With the above situation, it was easy to see where the downloads were failing, it’s was just the sheer number of connections re-authenticating all the time, which caused the choking effect. This made perfect sense why it worked with 100% local peer content, It never needed to mass test the client certificate, only the first hash transfer. It also explained why setting a lower PeerMux worked, iPXE could deal with a few parallel client certificate calculations, just not the amount of 32.

Sadly, the fix requires to implement TLS session resume, which is documented in RFC 5077. Although doable, it was not doable in the short time period that we had available.

Then once we have TLS session resume, we might look into speeding up the client private key calculations, as there are rooms for improvements, and who doesn’t have appetite for some crypto math any day of the week, right?
As we need to ship iPXE Anywhere 2.6 yesterday, we don’t have time to wait for the TLS resume fix, so we are then faced with either two ways forward:

  1. Set a very low PeerMux, which makes P2P very slow, but still equally fast where BranchCache is not used.
  2. Keep the PeerMux at 32, and risk to fail if 100% of the P2P content is not available locally.

Having to choose between two bad positions, we decided to ship with a high PeerMux value, which means that all downloads will be working fast for internal sources that is not requiring client certificates.

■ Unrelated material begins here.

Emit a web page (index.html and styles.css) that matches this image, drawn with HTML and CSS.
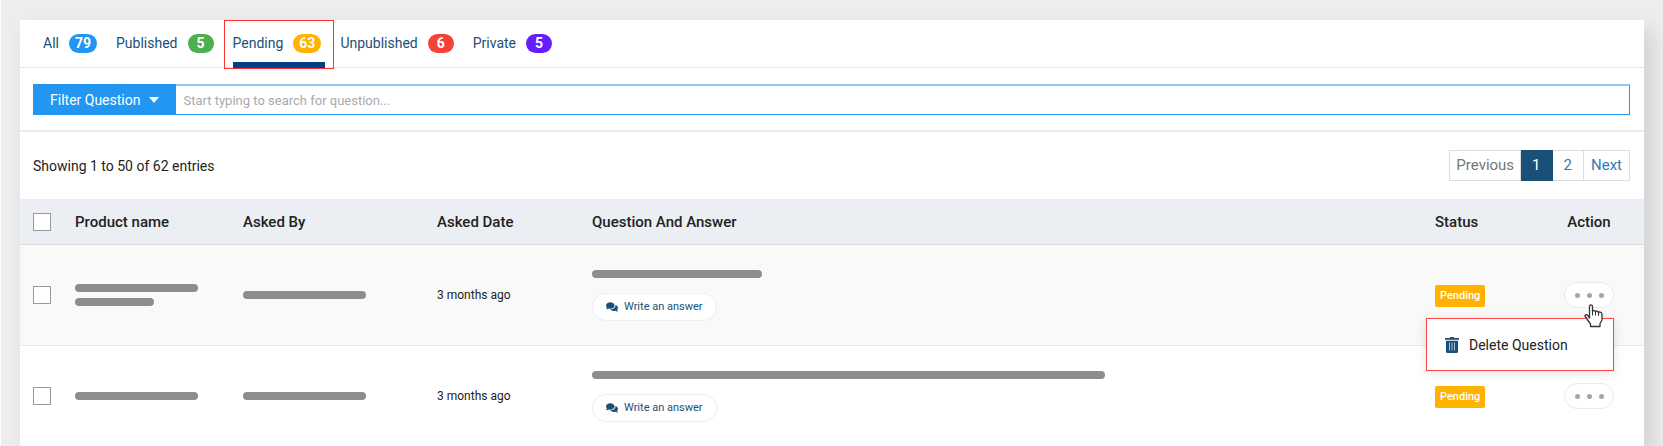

Although it will be slow for client cert required paths, but fast for BranchCache aware content that has 100% content on local peers. In an upcoming release we will release new binaries that will be faster once we see that the TLS issues goes away with TSL resume. We expect to ship that within 1-2 months.

Sadly we ran out of time to fix the issue where WinPE booted from iPXE on Hyper-V causes a BSOD at seemingly random times, we will however try to sort that with some remote debugging over the internet, using windbg attached to a Hyper-V VM. That should be an interesting blog post.